- **GIVEN REQUEST**
Present each line of the entries below that holds the word "this".

- **SUPPLIED ENTRIES**

|---|

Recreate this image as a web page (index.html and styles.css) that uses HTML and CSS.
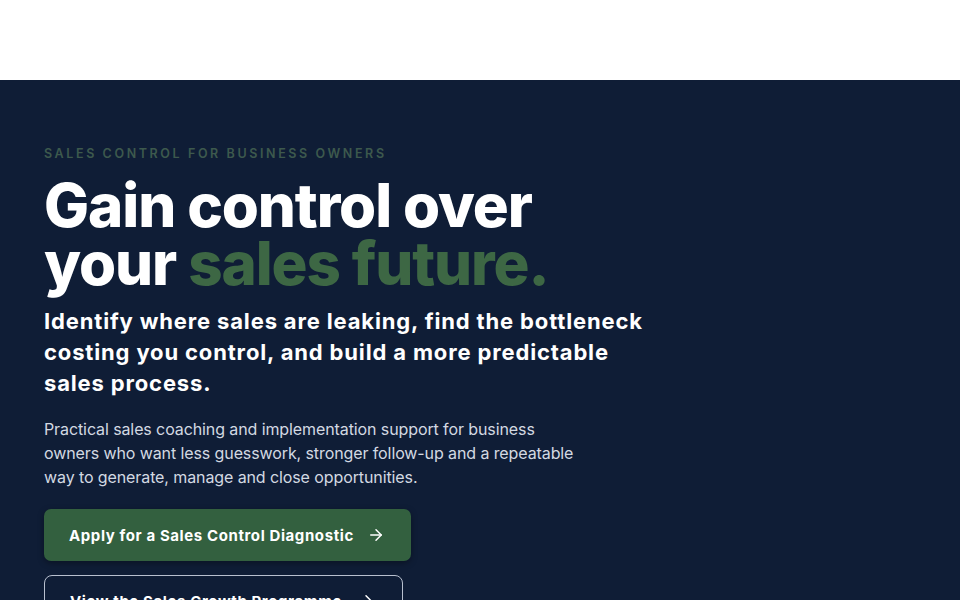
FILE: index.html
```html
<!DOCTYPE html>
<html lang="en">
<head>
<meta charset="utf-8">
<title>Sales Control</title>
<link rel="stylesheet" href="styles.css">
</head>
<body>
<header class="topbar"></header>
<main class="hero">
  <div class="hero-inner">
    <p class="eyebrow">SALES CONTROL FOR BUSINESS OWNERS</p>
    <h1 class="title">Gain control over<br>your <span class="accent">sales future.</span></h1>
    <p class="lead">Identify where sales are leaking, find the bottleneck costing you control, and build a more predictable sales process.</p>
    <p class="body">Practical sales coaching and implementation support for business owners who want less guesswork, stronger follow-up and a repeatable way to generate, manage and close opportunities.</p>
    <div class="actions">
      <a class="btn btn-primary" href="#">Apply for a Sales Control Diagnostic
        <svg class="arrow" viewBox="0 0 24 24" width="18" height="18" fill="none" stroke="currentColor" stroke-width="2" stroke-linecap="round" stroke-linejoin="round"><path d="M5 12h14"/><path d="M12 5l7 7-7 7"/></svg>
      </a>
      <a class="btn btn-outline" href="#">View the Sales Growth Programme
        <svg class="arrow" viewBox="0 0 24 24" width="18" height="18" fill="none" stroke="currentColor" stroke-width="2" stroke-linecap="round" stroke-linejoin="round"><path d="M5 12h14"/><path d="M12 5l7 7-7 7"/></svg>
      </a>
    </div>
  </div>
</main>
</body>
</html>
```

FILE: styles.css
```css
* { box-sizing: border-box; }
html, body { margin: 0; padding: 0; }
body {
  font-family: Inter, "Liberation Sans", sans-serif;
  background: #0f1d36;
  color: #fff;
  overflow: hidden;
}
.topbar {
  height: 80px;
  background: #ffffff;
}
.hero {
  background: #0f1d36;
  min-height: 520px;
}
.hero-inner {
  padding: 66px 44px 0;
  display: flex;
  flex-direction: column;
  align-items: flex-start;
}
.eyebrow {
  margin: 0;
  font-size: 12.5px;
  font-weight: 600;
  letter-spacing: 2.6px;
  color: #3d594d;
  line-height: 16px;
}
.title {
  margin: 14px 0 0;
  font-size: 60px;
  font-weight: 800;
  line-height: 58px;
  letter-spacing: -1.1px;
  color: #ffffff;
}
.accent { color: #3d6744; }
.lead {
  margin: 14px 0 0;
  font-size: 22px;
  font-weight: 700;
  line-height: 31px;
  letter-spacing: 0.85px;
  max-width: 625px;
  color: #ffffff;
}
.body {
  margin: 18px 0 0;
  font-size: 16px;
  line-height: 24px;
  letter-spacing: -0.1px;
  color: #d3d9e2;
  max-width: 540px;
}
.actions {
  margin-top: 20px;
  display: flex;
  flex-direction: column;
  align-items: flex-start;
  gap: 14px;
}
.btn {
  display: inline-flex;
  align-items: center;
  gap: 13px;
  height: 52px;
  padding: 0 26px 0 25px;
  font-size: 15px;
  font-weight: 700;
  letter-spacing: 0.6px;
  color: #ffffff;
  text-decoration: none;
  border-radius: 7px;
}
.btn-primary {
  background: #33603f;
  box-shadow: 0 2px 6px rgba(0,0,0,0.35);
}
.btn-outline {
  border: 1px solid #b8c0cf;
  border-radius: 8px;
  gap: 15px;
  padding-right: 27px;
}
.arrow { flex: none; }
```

|---|

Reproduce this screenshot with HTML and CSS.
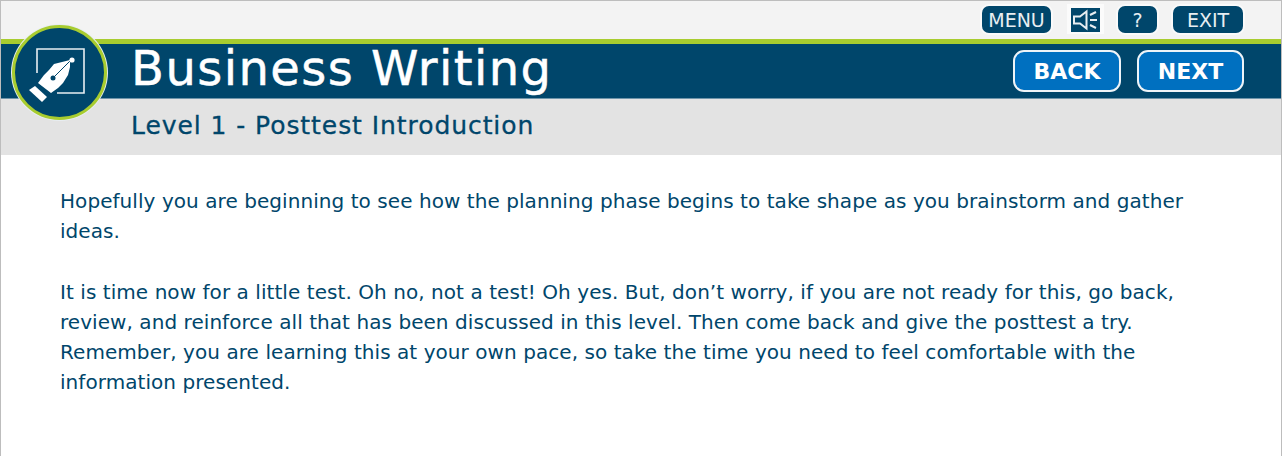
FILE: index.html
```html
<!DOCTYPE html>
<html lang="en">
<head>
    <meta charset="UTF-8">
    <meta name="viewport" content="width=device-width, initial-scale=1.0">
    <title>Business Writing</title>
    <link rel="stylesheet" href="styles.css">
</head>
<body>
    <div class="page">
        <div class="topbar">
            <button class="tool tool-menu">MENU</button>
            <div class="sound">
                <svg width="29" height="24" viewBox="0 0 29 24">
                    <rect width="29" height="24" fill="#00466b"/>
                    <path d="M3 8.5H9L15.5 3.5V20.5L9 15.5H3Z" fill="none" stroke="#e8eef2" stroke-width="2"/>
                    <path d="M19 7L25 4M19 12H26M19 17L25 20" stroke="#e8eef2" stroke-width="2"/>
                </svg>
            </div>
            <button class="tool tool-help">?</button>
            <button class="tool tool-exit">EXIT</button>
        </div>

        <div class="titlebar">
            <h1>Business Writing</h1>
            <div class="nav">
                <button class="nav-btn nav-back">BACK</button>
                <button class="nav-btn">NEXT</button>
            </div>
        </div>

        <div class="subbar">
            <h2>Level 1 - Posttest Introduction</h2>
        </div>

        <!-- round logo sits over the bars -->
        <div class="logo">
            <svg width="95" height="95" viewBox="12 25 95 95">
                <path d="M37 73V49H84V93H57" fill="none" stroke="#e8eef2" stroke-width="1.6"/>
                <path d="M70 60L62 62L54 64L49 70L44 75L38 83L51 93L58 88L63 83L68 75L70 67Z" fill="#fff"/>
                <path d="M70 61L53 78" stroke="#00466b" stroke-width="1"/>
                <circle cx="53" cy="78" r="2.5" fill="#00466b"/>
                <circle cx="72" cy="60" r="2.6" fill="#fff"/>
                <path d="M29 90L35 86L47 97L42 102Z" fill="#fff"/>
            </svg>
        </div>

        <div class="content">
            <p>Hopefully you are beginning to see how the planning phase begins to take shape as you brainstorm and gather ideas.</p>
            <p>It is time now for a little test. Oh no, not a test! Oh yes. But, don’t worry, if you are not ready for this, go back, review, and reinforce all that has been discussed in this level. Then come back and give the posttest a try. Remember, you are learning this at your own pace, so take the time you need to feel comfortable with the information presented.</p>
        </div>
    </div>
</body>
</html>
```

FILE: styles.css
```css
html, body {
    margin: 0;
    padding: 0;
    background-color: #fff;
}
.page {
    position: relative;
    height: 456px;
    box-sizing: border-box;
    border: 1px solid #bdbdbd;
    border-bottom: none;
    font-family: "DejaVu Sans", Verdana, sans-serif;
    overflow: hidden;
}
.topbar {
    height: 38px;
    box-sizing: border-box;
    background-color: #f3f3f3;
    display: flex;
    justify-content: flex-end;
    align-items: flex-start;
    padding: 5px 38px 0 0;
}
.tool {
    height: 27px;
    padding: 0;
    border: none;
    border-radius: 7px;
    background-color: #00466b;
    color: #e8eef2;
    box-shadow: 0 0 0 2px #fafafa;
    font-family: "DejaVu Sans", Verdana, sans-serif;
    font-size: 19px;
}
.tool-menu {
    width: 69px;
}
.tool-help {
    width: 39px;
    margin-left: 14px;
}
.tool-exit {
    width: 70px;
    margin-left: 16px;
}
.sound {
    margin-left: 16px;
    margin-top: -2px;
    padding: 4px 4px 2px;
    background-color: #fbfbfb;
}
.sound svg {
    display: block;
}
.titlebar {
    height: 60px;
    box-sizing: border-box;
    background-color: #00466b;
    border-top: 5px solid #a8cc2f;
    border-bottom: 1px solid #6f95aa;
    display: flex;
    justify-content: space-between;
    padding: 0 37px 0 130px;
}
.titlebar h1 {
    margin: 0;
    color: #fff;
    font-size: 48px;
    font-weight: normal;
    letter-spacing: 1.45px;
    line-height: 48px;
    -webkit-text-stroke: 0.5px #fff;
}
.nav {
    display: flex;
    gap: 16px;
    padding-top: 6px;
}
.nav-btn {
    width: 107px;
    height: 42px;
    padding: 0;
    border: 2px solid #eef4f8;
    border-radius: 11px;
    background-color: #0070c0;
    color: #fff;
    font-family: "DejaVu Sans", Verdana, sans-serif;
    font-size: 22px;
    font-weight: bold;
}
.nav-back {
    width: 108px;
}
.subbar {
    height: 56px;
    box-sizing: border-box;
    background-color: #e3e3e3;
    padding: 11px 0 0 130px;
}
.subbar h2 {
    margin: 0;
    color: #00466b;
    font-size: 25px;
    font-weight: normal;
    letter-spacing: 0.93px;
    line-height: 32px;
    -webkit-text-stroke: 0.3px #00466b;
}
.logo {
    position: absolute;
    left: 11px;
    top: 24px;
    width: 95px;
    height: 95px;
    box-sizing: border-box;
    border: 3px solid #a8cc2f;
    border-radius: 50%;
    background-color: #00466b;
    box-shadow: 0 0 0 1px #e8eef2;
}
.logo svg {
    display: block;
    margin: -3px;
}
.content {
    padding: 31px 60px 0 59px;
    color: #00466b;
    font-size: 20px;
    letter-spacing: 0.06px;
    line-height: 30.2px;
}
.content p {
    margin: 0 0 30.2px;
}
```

|---|

- **SOLVED EXERCISE**
Recreate this image as a web page (index.html and styles.css) that uses HTML and CSS.
Reproduce this screenshot with HTML and CSS.
            <p>It is time now for a little test. Oh no, not a test! Oh yes. But, don’t worry, if you are not ready for this, go back, review, and reinforce all that has been discussed in this level. Then come back and give the posttest a try. Remember, you are learning this at your own pace, so take the time you need to feel comfortable with the information presented.</p>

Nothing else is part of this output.